来年の生誕100周年記念を目前にここ数年出版や展覧会が続いているエーロ・サーリネン(1910年生まれ)の、元所員の写真アーカイブをまとめた460ページを超える写真集『Eero Saarinen: Buildings from the Balthazar Korab Archive』( W W Norton & Co Inc)が昨年出版された。あの特異な形態を記述しようという野望からか文字ばかりが多くなりがちでドキュメンテーションという意味あいが少ない理念的作家論的作品集からしか知られていなかったサーリネンの作品イメージを大幅に書き換えるものである。1950年代に建てられたミラー邸やミラー家別荘の外観・内観ともに豊富な写真は、アメリカ的無機質なモダニズム空間構成と北欧を連想させる豊かな素材感を合わせもつプロジェクトを詳細に伝えており、サーリネンの例外的作品に思われがちなMITの煉瓦のチャペルへとつながっていくラインを示唆していて興味深い。

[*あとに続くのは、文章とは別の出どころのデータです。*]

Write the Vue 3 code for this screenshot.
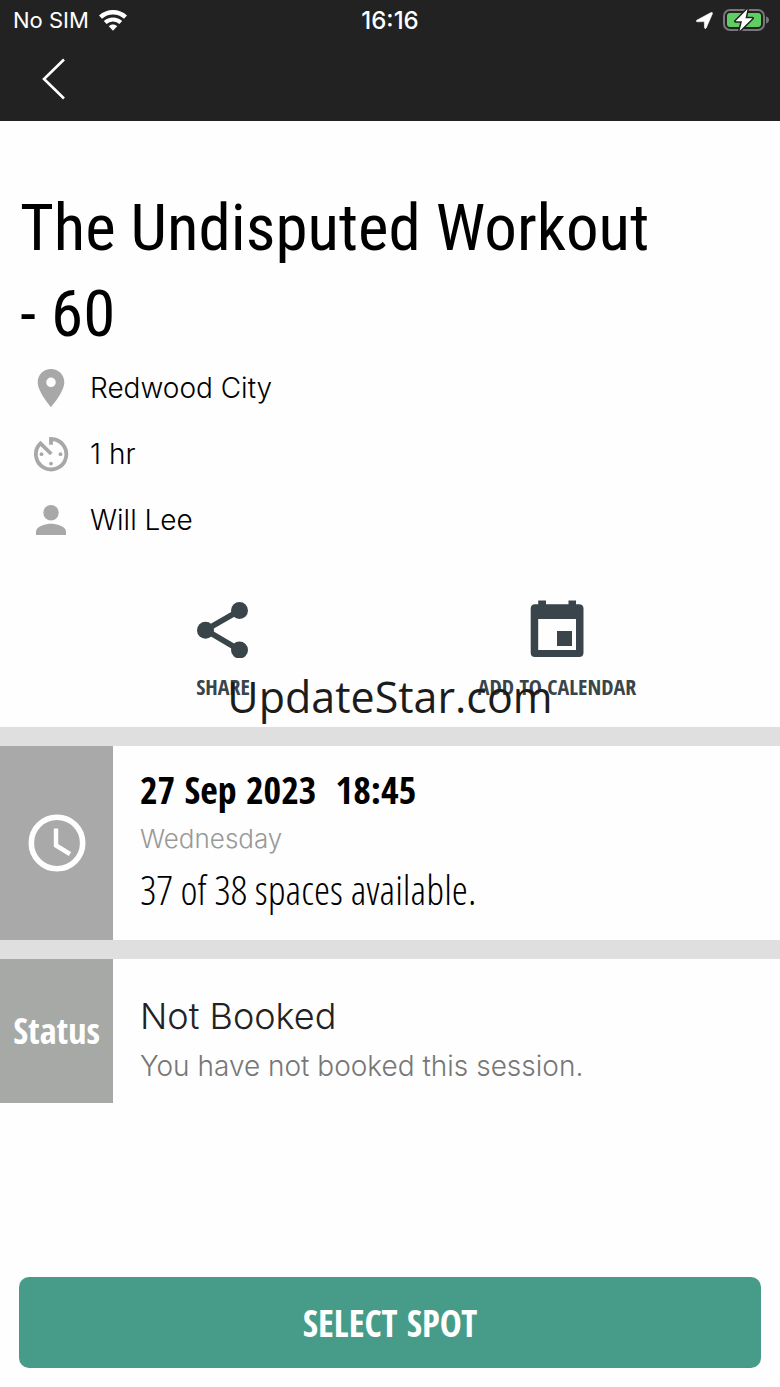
<script setup>
const details = [
  { icon: 'pin', text: 'Redwood City' },
  { icon: 'timer', text: '1 hr' },
  { icon: 'person', text: 'Will Lee' },
]
</script>

<template>
  <div class="screen">
    <header class="header">
      <div class="statusbar">
        <div class="carrier">
          <span>No SIM</span>
          <svg class="wifi" viewBox="0 0 28 21" aria-hidden="true">
            <g fill="none" stroke="#fff">
              <path d="M1.5 7.2C8.5.6 19.5.6 26.500 7.200" stroke-width="4.400" />
              <path d="M6.200 12.500C10.500 8.400 17.500 8.400 21.800 12.500" stroke-width="4" />
            </g>
            <path d="M9.800 16.200C12 14 16 14 18.200 16.200L14 20.800Z" fill="#fff" />
          </svg>
        </div>
        <time class="clock">16:16</time>
        <div class="indicators">
          <svg class="location" viewBox="0 0 17 17" aria-hidden="true">
            <path d="M.8 8.200L15 .6Q16.800-.1 16.400 1.800L10.200 16Q9.200 17.400 8.500 15.800L8.300 9.600L1.200 9.800Q-.5 9.400.8 8.200Z" fill="#fff" stroke="#fff" stroke-width=".6" />
          </svg>
          <svg class="battery" viewBox="0 0 47 24" aria-hidden="true">
            <rect x="1" y="2" width="40" height="20" rx="6" fill="none" stroke="#77777a" stroke-width="2" />
            <path d="M43 8.500Q46 9.500 46 12T43 15.500Z" fill="#77777a" />
            <rect x="4" y="5" width="34" height="14" rx="3" fill="#5fce62" />
            <path d="M24.500 1L12.500 13.200H19L16.500 23L29.500 10.300H22.500Z" fill="#fff" stroke="#222" stroke-width="3" paint-order="stroke" stroke-linejoin="round" />
          </svg>
        </div>
      </div>
      <button class="back" type="button" aria-label="Back">
        <svg viewBox="0 0 24 42" aria-hidden="true">
          <path d="M22 1.500L2 21L22 40.500" fill="none" stroke="#fff" stroke-width="2.600" />
        </svg>
      </button>
    </header>

    <main class="content">
      <section class="intro">
        <h1>The Undisputed Workout - 60</h1>
        <ul class="details">
          <li v-for="item in details" :key="item.icon">
            <svg v-if="item.icon === 'pin'" viewBox="0 0 36 40" aria-hidden="true">
              <path fill-rule="evenodd" d="M18 1C10.500 1 4.700 6.800 4.700 14.200C4.700 24 18 39 18 39S31.300 24 31.300 14.200C31.300 6.800 25.500 1 18 1ZM18 9.500A4.800 4.800 0 1 1 18 19.100A4.800 4.800 0 1 1 18 9.500Z" />
            </svg>
            <svg v-else-if="item.icon === 'timer'" viewBox="0 0 36 40" aria-hidden="true">
              <path d="M18 10.700V5A15.200 15.200 0 1 1 7.500 9.300L18.300 20" fill="none" stroke="#a8a8a8" stroke-width="3.800" />
              <circle cx="8.500" cy="20.200" r="1.900" />
              <circle cx="27.500" cy="20.200" r="1.900" />
              <circle cx="18" cy="29.600" r="1.900" />
            </svg>
            <svg v-else viewBox="0 0 36 40" aria-hidden="true">
              <circle cx="18" cy="12.700" r="7.700" />
              <path d="M3 35V31.500C3 26.300 13 23.800 18 23.800S33 26.300 33 31.500V35Z" />
            </svg>
            <span>{{ item.text }}</span>
          </li>
        </ul>
        <div class="actions">
          <button type="button" class="action">
            <svg viewBox="0 0 54 58" aria-hidden="true">
              <path d="M43.500 10.500L9.500 30L43.500 50" fill="none" stroke="#39454a" stroke-width="5.600" />
              <circle cx="43.500" cy="10.500" r="8.500" />
              <circle cx="9.500" cy="30.300" r="8.500" />
              <circle cx="43.500" cy="50" r="8.500" />
            </svg>
            <span>SHARE</span>
          </button>
          <button type="button" class="action">
            <svg viewBox="0 0 54 58" aria-hidden="true">
              <path fill-rule="evenodd" d="M8.200.5H16V4.300H38.500V.5H46V4.300H49Q53.500 4.300 53.500 8.800V52.500Q53.500 57 49 57H5Q.7 57 .7 52.500V8.800Q.7 4.300 5 4.300H8.200ZM8.200 19V50H46V19Z" />
              <rect x="27" y="31" width="15" height="15" />
            </svg>
            <span>ADD TO CALENDAR</span>
          </button>
          <div class="watermark">UpdateStar.com</div>
        </div>
      </section>

      <section class="panel session">
        <div class="tile">
          <svg viewBox="0 0 58 58" aria-hidden="true">
            <circle cx="29" cy="29" r="25.700" fill="none" stroke="#fff" stroke-width="5.600" />
            <path d="M28 14.500V31.500L42 40" fill="none" stroke="#fff" stroke-width="4.400" />
          </svg>
        </div>
        <div class="info">
          <p class="date">27 Sep 2023&nbsp; 18:45</p>
          <p class="weekday">Wednesday</p>
          <p class="spaces">37 of 38 spaces available.</p>
        </div>
      </section>

      <section class="panel status">
        <div class="tile">Status</div>
        <div class="info">
          <p class="state">Not Booked</p>
          <p class="note">You have not booked this session.</p>
        </div>
      </section>
    </main>

    <footer class="footer">
      <button type="button" class="select">SELECT SPOT</button>
    </footer>
  </div>
</template>

<style>
body {
  margin: 0;
  background: #fefefe;
}
</style>

<style scoped>
.screen {
  --title: "Roboto Condensed", "Liberation Sans Narrow", sans-serif;
  --condensed: "Open Sans Condensed", "Roboto Condensed", sans-serif;
  --condensed-light: "Open Sans Condensed Light", "Roboto Condensed", sans-serif;
  --light: "Inter", "Liberation Sans", sans-serif;
  display: flex;
  flex-direction: column;
  min-height: 100vh;
  color: #000;
  font-family: var(--light);
}

h1, p, ul {
  margin: 0;
  padding: 0;
}

button {
  border: 0;
  padding: 0;
  background: none;
  cursor: pointer;
}

.header {
  height: 121px;
  background: #222;
  color: #fff;
}

.statusbar {
  display: grid;
  grid-template-columns: 1fr auto 1fr;
  align-items: center;
  height: 40px;
  padding: 0 10px;
  font-size: 22px;
}

.carrier, .indicators {
  display: flex;
  align-items: center;
  gap: 10px;
}

.carrier {
  padding-left: 3px;
}

.indicators {
  justify-content: flex-end;
}

.clock {
  font-size: 24px;
  font-weight: 500;
}

.wifi {
  width: 28px;
  height: 21px;
}

.location {
  width: 17px;
  height: 17px;
}

.battery {
  width: 47px;
  height: 24px;
}

.back {
  display: flex;
  align-items: center;
  height: 78px;
  padding: 0 42px;
}

.back svg {
  width: 24px;
  height: 42px;
}

.intro {
  padding-top: 64px;
}

h1 {
  padding: 0 100px 0 20px;
  font: 400 65px/86px var(--title);
}

.details {
  list-style: none;
}

.details li {
  display: flex;
  align-items: center;
  gap: 21px;
  height: 62px;
  padding: 0 33px 4px;
  font-size: 28px;
  font-weight: 300;
}

.details svg {
  width: 36px;
  height: 40px;
  fill: #a8a8a8;
}

.actions {
  position: relative;
  display: grid;
  grid-template-columns: 1fr 1fr;
  padding: 45px 56px 28px;
}

.action {
  display: flex;
  flex-direction: column;
  align-items: center;
  gap: 15px;
  color: #39454a;
  font: 700 22px/26px var(--condensed);
}

.action svg {
  width: 54px;
  height: 58px;
  fill: #39454a;
}

.watermark {
  position: absolute;
  right: 0;
  bottom: 0;
  left: 0;
  color: #1c1c1c;
  font: 400 43px/60px "Open Sans", sans-serif;
  text-align: center;
  pointer-events: none;
}

.panel {
  display: grid;
  grid-template-columns: 113px 1fr;
  border-top: 19px solid #dfdfdf;
}

.tile {
  display: flex;
  align-items: center;
  justify-content: center;
  background: #a9a9a9;
}

.tile svg {
  width: 58px;
  height: 58px;
}

.session .info {
  padding: 18px 27px 26px;
}

.date {
  font: 700 38px/50px var(--condensed);
}

.weekday {
  color: #999;
  font-size: 26px;
  font-weight: 300;
  line-height: 50px;
}

.spaces {
  font: 300 41px/50px var(--condensed-light);
}

.status .tile {
  background: #a7a9a6;
  color: #fff;
  font: 700 36px/50px var(--condensed);
}

.status .info {
  padding: 32px 27px 12px;
}

.state {
  color: #222;
  font-size: 36px;
  font-weight: 300;
  line-height: 50px;
}

.note {
  color: #777;
  font-size: 28px;
  font-weight: 300;
  line-height: 50px;
}

.footer {
  margin-top: auto;
  padding: 19px;
}

.select {
  display: block;
  width: 100%;
  height: 91px;
  border-radius: 10px;
  background: #469c88;
  color: #fff;
  font: 700 37px/50px var(--condensed);
}
</style>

一方、生誕祭ということで言えば昨年パッラーディオの生誕500周年を祝ったイタリア・ヴィチェンツァでは、代表作であるバシリカの修復工事が生誕祭に間に合わなかったようで(ああ、愛すべきイタリア!)、訪れた9月には修復工事現場の見学を開催していた。ジャングルのように膨大な量の足場が組まれた中ではあったが、「500年に一度の公開」という苦しいうたい文句に乗せられて見学した。屋根が取り除かれた現場内部が圧巻だったのに加え、考古学的検証のため剥された床や壁断面などより、パッラーディオ増築以前にあった既存部と思われる部分をまのあたりに出来るなど、パッラーディオ生誕のみならず「建築史」が生まれたその場所を目撃したような高揚感におそわれたものだった。
工事がやっと終わったのか、今ウエブでチェックしてみたが、この見学のことはもう出ていないようだ。
http://www.palladio2008.info/
http://www.andreapalladio500.it/

2009年は、オイルマネーやデベロッパー主導の自由奔放な開発は中断し、またアートマーケットも同様に冷え込むことは誰もが予想している。この動きの少ない機会を利用して、都市・建築とは何だったのか、その歴史・スタイル・発展とは何を元に語られているのかを各々がゆっくり考えなおす時間とならざるを得ないと思う。それは、アートとはそもそも何なのか、場所とは我々にとって何を意味しているのか、というアーティストらによって長いこと問い続けられてきた問いの蓄積からもヒントを得ていくことが出来るのではないか。本質(ネイチャー)を問い直すこと、これを2009年の課題としたい。